The appellant employed the appellee as one of several men - who worked together in excavating, with a steam *225shovel, clay from the side of a bank about twenty feet high, for brick making. It would add nothing to an understanding of the case to describe at length the part each man took in the work. The condition of the bank beside which they worked was visible to all of them, and if any of them saw what appeared to be dangerous overhanging of the bank, one particular man of the set would go up and push it down.

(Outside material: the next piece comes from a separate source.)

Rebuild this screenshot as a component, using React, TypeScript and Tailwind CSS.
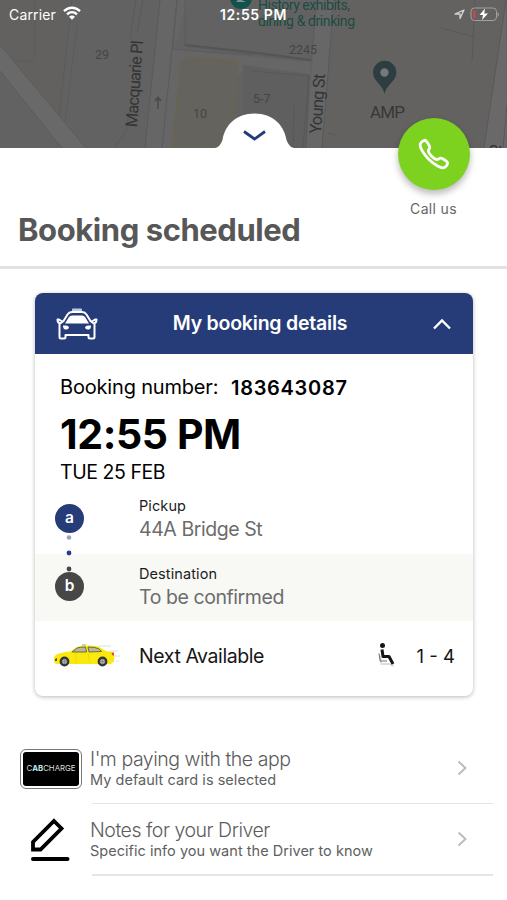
import type { ReactNode } from 'react'
import { IoCallOutline } from 'react-icons/io5'

function MapBackdrop() {
  return (
    <svg className="block h-[148px] w-full" viewBox="0 0 507 148" aria-hidden>
      <rect width="507" height="148" fill="#626262" />
      <path d="M0 0H72L62 118L0 45Z" fill="#636160" />
      <path d="M333 0H507V148H322Z" fill="#646261" />
      <path d="M0 45L86 148H62L0 71Z" fill="#696969" />
      <path d="M0 45L86 148M0 71L62 148" stroke="#5c5c5c" fill="none" />
      <path d="M72 0L59 115M77 25L65 122M35 0V58M15 60L34 62" stroke="#5c5c5c" fill="none" />
      <path d="M160 0H187L174 50L310 62V75L245 68L172 148H145Z" fill="#666" />
      <path d="M160 0L145 148M177 0L162 148M143 0L137 33M136 0L130 38M115 146L126 132L129 112" stroke="#5a5a5a" fill="none" />
      <path d="M177 0L173 49L253 55M185 0V46L311 61L317 0" stroke="#5c5c5c" fill="none" />
      <path d="M185 45L250 52L311 60" stroke="#555" strokeWidth="2" fill="none" />
      <path d="M187 57L238 61L232 148H172L181 62Z" fill="#65635d" stroke="#6c6549" />
      <path d="M243 65L309 74L305 148H243Z" fill="#5f5f5f" />
      <path d="M252 71L309 76L303 148M294 106L293 148" stroke="#585858" fill="none" />
      <path d="M317 0H335L322 148H306Z" fill="#676767" />
      <path d="M334 0L322 148M309 75L306 148" stroke="#585858" fill="none" />
      <path d="M441 28L475 37M475 0L472 60M328 133L335 135" stroke="#585858" fill="none" />
      <path d="M506 0L484 148H507Z" fill="#696969" />
      <path d="M506 0L484 148M507 105L503 148" stroke="#595959" fill="none" />
      <path d="M158 109V98M155 101L158 97.500L161 101" stroke="#4a4a4c" strokeWidth="1.500" fill="none" />
      <circle cx="241" cy="-2" r="11" fill="#14514d" />
      <path d="M236 2L239 -1L246 2Z" fill="#7b9391" />
      <path d="M384.500 94C383 85 373 81 373 72.500A11.700 11.700 0 0 1 396.400 72.500C396.400 81 386 85 384.500 94Z" fill="#2d3d42" />
      <circle cx="384.500" cy="72.500" r="4.200" fill="#74797b" />
      <g fill="#3e3e3e" fontFamily="Roboto, sans-serif">
        <g fill="#454545" fontSize="12.500">
          <text x="95" y="59">29</text>
          <text x="193" y="118">10</text>
          <text x="253" y="103">5-7</text>
          <text x="289" y="54">2245</text>
        </g>
        <text transform="translate(137 127.500) rotate(-86)" fontSize="16.500" fill="#343434" textLength="87">Macquarie Pl</text>
        <text transform="translate(321 134) rotate(-86)" fontSize="16.500" fill="#343434" textLength="60">Young St</text>
        <text x="370" y="118" fontSize="17" fill="#373737" textLength="35">AMP</text>
        <text x="489" y="156" fontSize="15" fill="#303030">St</text>
      </g>
      <g fill="#1c4b43" fontFamily="Roboto, sans-serif" fontSize="14">
        <text x="258" y="10" textLength="92">History exhibits,</text>
        <text x="258" y="26" textLength="97">dining &amp; drinking</text>
      </g>
    </svg>
  )
}

function StatusBar() {
  return (
    <div className="absolute inset-x-0 top-0 flex h-7 items-center justify-between pr-[7px] pl-[9px] text-white">
      <div className="flex w-[90px] items-center gap-[7px]">
        <span className="text-[14px] tracking-[0.15px]">Carrier</span>
        <svg className="mb-0.5 h-[14px] w-[18px]" viewBox="0 0 18 14" fill="none" stroke="currentColor" strokeWidth="2.400" aria-hidden>
          <path d="M1 5.200C5.600 .6 12.400 .6 17 5.200M4 8.300C7 5.500 11 5.500 14 8.300" />
          <path d="M6 10.800C7.800 9.200 10.200 9.200 12 10.800L9 13.800Z" fill="currentColor" stroke="none" />
        </svg>
      </div>
      <span className="mr-[2px] text-[14px] font-semibold tracking-[0.6px]">12:55 PM</span>
      <div className="flex w-[90px] items-center justify-end gap-[5px]">
        <svg className="size-[11px]" viewBox="0 0 11 11" fill="none" stroke="#d2d2d2" strokeWidth="1.300" strokeLinejoin="round" aria-hidden>
          <path d="M10 1L6 9.500V5H1Z" />
        </svg>
        <svg className="mr-px h-[15px] w-[29px]" viewBox="0 0 29 15" fill="none" aria-hidden>
          <rect x="1" y="1" width="25.500" height="12.500" rx="3.500" stroke="#a0a0a0" />
          <path d="M27.500 5V10C29.300 9 29.300 6 27.500 5Z" fill="#a0a0a0" />
          <rect x="3" y="3" width="2.500" height="8.500" rx="1" fill="#c4494d" />
          <path d="M15 1.500L9.500 8H13L12 13L18 6.500H14.300Z" fill="#fff" />
        </svg>
      </div>
    </div>
  )
}

function TaxiFrontIcon() {
  return (
    <svg className="h-[32px] w-[42px]" viewBox="0 0 42 32" fill="none" stroke="#fff" strokeWidth="2" strokeLinejoin="round" aria-hidden>
      <path d="M17 3V1.500H25V3" fill="#b9c9e8" stroke="#b9c9e8" />
      <path d="M7.500 13L11.500 6.500Q13 4.200 16 4H26Q29 4.200 30.500 6.500L34.500 13L38.500 16V29Q38.500 30.500 37 30.500H34Q32.500 30.500 32.500 29V27H9.500V29Q9.500 30.500 8 30.500H5Q3.500 30.500 3.500 29V16Z" />
      <path d="M9 15.500L13 9Q14 7.500 16 7.500H26Q28 7.500 29 9L33 15.500Z" fill="#fff" stroke="none" />
      <path d="M7 14L3 11.500H1.500Q1.500 15 4 15M35 14L39 11.500H40.500Q40.500 15 38 15" />
      <path d="M7 17.500H10Q12.500 17.500 13 19.500Q12.500 21.500 10.500 21.500H9Q7 21 7 17.500ZM35 17.500H32Q29.500 17.500 29 19.500Q29.500 21.500 31.500 21.500H33Q35 21 35 17.500Z" fill="#fff" stroke="none" />
    </svg>
  )
}

function YellowCab() {
  return (
    <svg className="h-[24px] w-[68px]" viewBox="0 0 68 24" aria-hidden>
      <path d="M45 2H58M56 7H65M62 12H67M63 17H66" stroke="#dedede" />
      <path d="M29 1.500H33V.5H29Z" fill="#a79b43" />
      <path d="M1 17Q0 11 6 9.500Q12 7.500 18 7.200L23 3.500Q27 1.600 34 1.600Q43 1.500 48 4L53 7L60 8.500Q62 11 61 17.500L58 20H5Q1 20 1 17Z" fill="#fbe90d" />
      <path d="M19 8L24 4Q27 3 32.500 3L33.500 8ZM35 3Q42 2.800 46 4.800L48.500 7.500L36 8Z" fill="#b9b7a0" stroke="#59562f" strokeWidth=".8" />
      <path d="M18 8L20 8.500M23 9V19M35 9L37 19" stroke="#e3d312" strokeWidth=".7" />
      <path d="M2 15L4 14V17H2Z" fill="#5d5929" />
      <path d="M58.500 8.500H61V12L59 11Z" fill="#e2572c" />
      <g fill="#b5b5b5" stroke="#343434" strokeWidth="2.400">
        <circle cx="11.500" cy="17.500" r="3.700" />
        <circle cx="49.500" cy="17.500" r="3.700" />
      </g>
      <path d="M8.500 17.500H14.500M11.500 14.500V20.500M46.500 17.500H52.500M49.500 14.500V20.500" stroke="#777" strokeWidth=".6" />
    </svg>
  )
}

function SeatIcon() {
  return (
    <svg className="h-[26px] w-[20px]" viewBox="0 0 20 26" fill="none" aria-hidden>
      <path d="M4 14L5.500 22H13L18 24" stroke="#dedede" strokeWidth="2" />
      <circle cx="6.500" cy="3.500" r="2.500" fill="#161616" />
      <path d="M6 7.500L7 14.500H13L17 22" stroke="#161616" strokeWidth="3" strokeLinejoin="round" />
      <path d="M3 11.500L4.300 19H11" stroke="#777" strokeWidth="1.200" />
    </svg>
  )
}

function PencilIcon() {
  return (
    <svg className="h-[44px] w-[40px]" viewBox="0 0 40 44" fill="none" stroke="#000" aria-hidden>
      <path d="M24 3L31.500 10.500L10.500 31.500H3V24Z" strokeWidth="3.800" />
      <path d="M3 41H37.500" strokeWidth="4" strokeLinecap="round" />
    </svg>
  )
}

interface StopProps {
  letter: string
  label: string
  value: string
  badgeClass: string
  className: string
}

function Stop({ letter, label, value, badgeClass, className }: StopProps) {
  return (
    <div className={`flex pl-5 ${className}`}>
      <div className={`flex size-[29px] items-center justify-center rounded-full pb-px text-[15.500px] font-semibold text-white ${badgeClass}`}>
        {letter}
      </div>
      <div className="ml-[55px]">
        <p className="text-[14.500px] leading-5 tracking-[0.1px] text-[#1c1c1c]">{label}</p>
        <p className="mt-px text-[19.500px] leading-6 tracking-[-0.43px] text-[#6c6c6c]">{value}</p>
      </div>
    </div>
  )
}

interface OptionRowProps {
  icon: ReactNode
  title: string
  subtitle: string
  className: string
}

function OptionRow({ icon, title, subtitle, className }: OptionRowProps) {
  return (
    <div className="flex h-[71px] pl-5">
      <div className="flex w-[62px] items-center justify-center">{icon}</div>
      <div className="ml-2 w-[411px]">
        <div className="flex h-[70px] items-center justify-between pr-[34px]">
          <div className="pt-px">
            <p className="text-[19.500px] leading-[22px] font-light tracking-[-0.47px] text-[#5c5c5c]">{title}</p>
            <p className="text-[14.500px] leading-[20px] tracking-[0.03px] text-[#606060]">{subtitle}</p>
          </div>
          <svg className="h-4 w-[10px]" viewBox="0 0 10 16" fill="none" stroke="#bcbcbc" strokeWidth="2" aria-hidden>
            <path d="M1.500 1.500L8.500 8L1.500 14.500" />
          </svg>
        </div>
        <div className={`mr-2 ml-0.5 ${className}`} />
      </div>
    </div>
  )
}

export default function App() {
  return (
    <div className="h-[900px] w-[507px] overflow-hidden bg-white font-['Inter',sans-serif] whitespace-nowrap">
      <header className="relative h-[148px]">
        <MapBackdrop />
        <StatusBar />
        <svg className="absolute top-[113px] left-[215px] h-[36px] w-[79px]" viewBox="0 0 79 36" fill="none" aria-hidden>
          <path d="M0 36V35Q5 34 7.500 27C10 12 21 .5 39.500 .5S69 12 71.500 27Q74 34 79 35V36Z" fill="#fff" />
          <path d="M29 18.500L39.500 26L50 18.500" stroke="#253c7a" strokeWidth="2.800" />
        </svg>
        <div className="absolute top-[118px] left-[398px] flex size-[72px] items-center justify-center rounded-full bg-[#7dd220] text-white shadow-[0_4px_7px_rgba(0,0,0,0.28)]">
          <IoCallOutline className="size-[34px] stroke-[1.2] [&_path]:[stroke-width:42px]" />
        </div>
      </header>

      <section className="h-[121px] border-b-[3px] border-[#e2e2e2]">
        <p className="h-[72px] pt-[51px] pr-[50px] text-right text-[14px] leading-5 tracking-[0.35px] text-[#666]">Call us</p>
        <h1 className="-mt-[10px] pl-[18px] text-[31px] leading-10 font-bold tracking-[-0.43px] text-[#575757]">Booking scheduled</h1>
      </section>

      <main className="relative mt-6 ml-[35px] h-[403px] w-[438px] rounded-lg bg-white shadow-[0_1px_4px_rgba(0,0,0,0.28)]">
        <div className="flex h-[61px] items-center justify-between rounded-t-lg bg-[#263c79] pr-[21px] pl-[21px] text-white">
          <TaxiFrontIcon />
          <h2 className="mr-[10px] pt-px text-[19.500px] font-semibold tracking-[-0.22px]">My booking details</h2>
          <svg className="h-[12px] w-[20px]" viewBox="0 0 20 12" fill="none" stroke="#fff" strokeWidth="2.400" aria-hidden>
            <path d="M2 10.500L10 2.500L18 10.500" />
          </svg>
        </div>
        <div className="h-[130px] pt-[13px] pl-[25px] text-black">
          <div className="flex h-10 items-center text-[20px]">
            <span className="w-[171px] tracking-[-0.18px]">Booking number:</span>
            <strong className="pt-px font-semibold tracking-[0.7px]">183643087</strong>
          </div>
          <p className="mt-[3px] text-[41px] leading-[48px] font-bold tracking-[-0.4px]">12:55 PM</p>
          <p className="mt-[2px] text-[19.500px] leading-6 tracking-[-0.45px]">TUE 25 FEB</p>
        </div>
        <Stop letter="a" label="Pickup" value="44A Bridge St" badgeClass="mt-[8px] bg-[#263c79]" className="h-[70px] pt-[12px]" />
        <Stop letter="b" label="Destination" value="To be confirmed" badgeClass="mt-[8px] bg-[#474747]" className="h-[67px] bg-[#f8f8f5] pt-[10px]" />
        <svg className="absolute top-[240px] left-[31px] h-[40px] w-[6px]" viewBox="0 0 6 40" aria-hidden>
          <circle cx="3" cy="4.500" r="2.300" fill="#98a3c4" />
          <circle cx="3" cy="20" r="2.400" fill="#263c8a" />
          <circle cx="3" cy="36" r="2.400" fill="#474747" />
        </svg>
        <div className="flex h-[70px] items-center pr-[18px] pl-[18px] text-[19.500px] text-[#161616]">
          <YellowCab />
          <span className="ml-[18px] pt-[2px] tracking-[-0.42px]">Next Available</span>
          <span className="mb-[2px] ml-auto">
            <SeatIcon />
          </span>
          <span className="ml-[21px] pt-[2px] text-[18.500px]">1 - 4</span>
        </div>
      </main>

      <section className="mt-[37px]">
        <OptionRow
          icon={
            <div className="h-[40px] w-[62px] rounded-[6px] border border-[#777] bg-white p-[2px]">
              <div className="flex h-full items-center justify-center rounded-[3px] bg-black text-[7.800px] text-[#ddd]">
                <span>C<b className="text-[#bfe9e4]">AB</b>CHARGE</span>
              </div>
            </div>
          }
          title="I'm paying with the app"
          subtitle="My default card is selected"
          className="h-px bg-[#e5e5e5]"
        />
        <OptionRow
          icon={<div className="mr-[2px]"><PencilIcon /></div>}
          title="Notes for your Driver"
          subtitle="Specific info you want the Driver to know"
          className="h-[2px] bg-[#e5e5e5]"
        />
      </section>
    </div>
  )
}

The appellee offered some evidence that it was customary in such work to keep one man at the top of the bank to “ cave it down.” Whatever that evidence may prove, the appellee knew no such custom was observed at the bank where he was at work.

There is no single circumstance—nothing—by which this case can be distinguished in favor of the appellee, from the many which are governed by the third principle stated in Stafford v. C., B. & Q. R. R., 114 Ill. 244, as follows:

“ If a person, knowing the hazard of his employment as the business is conducted, voluntarily continues therein, without any promise of the master to do any act to render the same less hazardous, the master will not be liable for any injury he may sustain therein, unless, indeed, it may be caused by the willful act of the master.” The age of the appellee does not appear, but it is fairly inferable that he was neither a boy nor an old man. He had worked at the like work for a considerable time. He had seen pieces of clay fall from the bank. In fact, the case shows that he had just the same means of knowing the danger in working alongside that bank that his fellows had, and better means than had the appellant.

A large piece of clay fell from the bank, striking the appellee, and as a result his leg was so crushed that amputation followed. For that injury he has recovered in this case. It seems hard that he must suffer without remedy— bearing his loss alone—but the law is against him. The judgment is reversed and the cause remanded.